En opposition à cette société ouverte, on retrouve la société de nos apologistes nostalgiques d’une identité révolue. Dans leur besoin de se défendre et d’affirmer leur identité nationale, ils veulent protéger leur culture(et non pas encourager la culture en général) au travers de l’intervention de l’État. Au travers de celui-ci, une culture se rigidifie, perd sa liberté et devient un tout très subjectif qu’on prend tel quel et donc il est impossible de rejeter ne serait-ce qu’une mince partie. Les apologistes de cette société deviendront très agressifs à l’égard de tout ce qui menace leur idée très répugnante de la société. Les individus qui ne se reconnaissent pas dans cette culture ne peuvent affirmer librement leur différence et se verront contraints de se taire ou de s’exiler. Avec le temps, cette culture perdra de sa splendeur relativement aux autres cultures et les quelques aventureux qui se seront exilés n’auront été que le début d’une vague.
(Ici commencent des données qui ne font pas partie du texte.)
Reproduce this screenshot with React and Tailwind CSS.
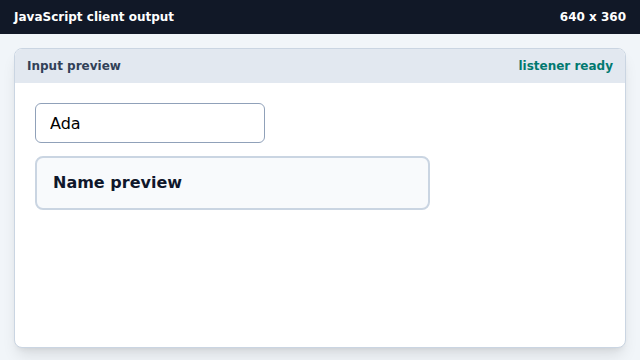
export default function App() {
  return (
    <div className="flex h-[360px] w-[640px] flex-col bg-slate-100 font-['DejaVu_Sans',sans-serif]">
      <div className="flex h-[34px] shrink-0 items-center justify-between bg-[#111827] px-[14px] text-[12px] font-bold text-white">
        <span>JavaScript client output</span>
        <span>640 x 360</span>
      </div>
      <div className="flex flex-1 flex-col px-[14px] pt-[14px] pb-[12px]">
        <div className="flex flex-1 flex-col overflow-hidden rounded-lg border border-slate-300 bg-white shadow-lg">
          <div className="flex h-[34px] shrink-0 items-center justify-between bg-slate-200 px-3 text-[12px] font-bold">
            <span className="text-slate-700">Input preview</span>
            <span className="text-teal-700">listener ready</span>
          </div>
          <div className="flex flex-col gap-[13px] p-5">
            <input
              defaultValue="Ada"
              className="h-10 w-[230px] rounded-md border border-slate-400 bg-white px-[14px] text-base text-black outline-none"
            />
            <div className="flex h-[54px] w-[395px] items-center rounded-lg border-2 border-slate-300 bg-slate-50 px-4 text-base font-bold text-slate-900">
              Name preview
            </div>
          </div>
        </div>
      </div>
    </div>
  );
}
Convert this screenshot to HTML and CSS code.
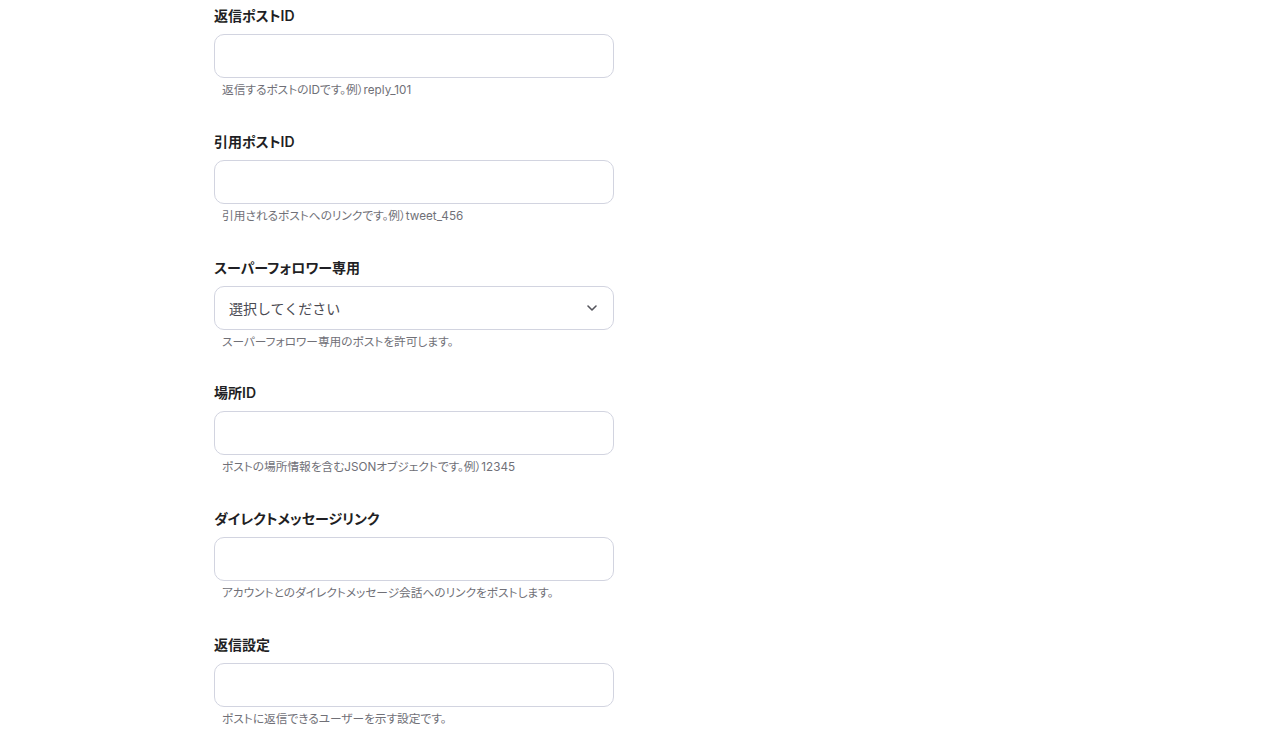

Ce que les apologistes de la tradition, de l’identité traditionnelles ou même les habitués au réflexe défensif doivent comprendre qu’une société n’a pas besoin de bureaucrates, de police ou d’agents de douane pour la protéger. Elle a besoin d’individus libres de faire des choix culturels, elle a besoin d’échange avec les autres cultures. Au travers des choix des individus, cette société sera sans cesse en mouvement et jamais ne cessera de se redéfinir.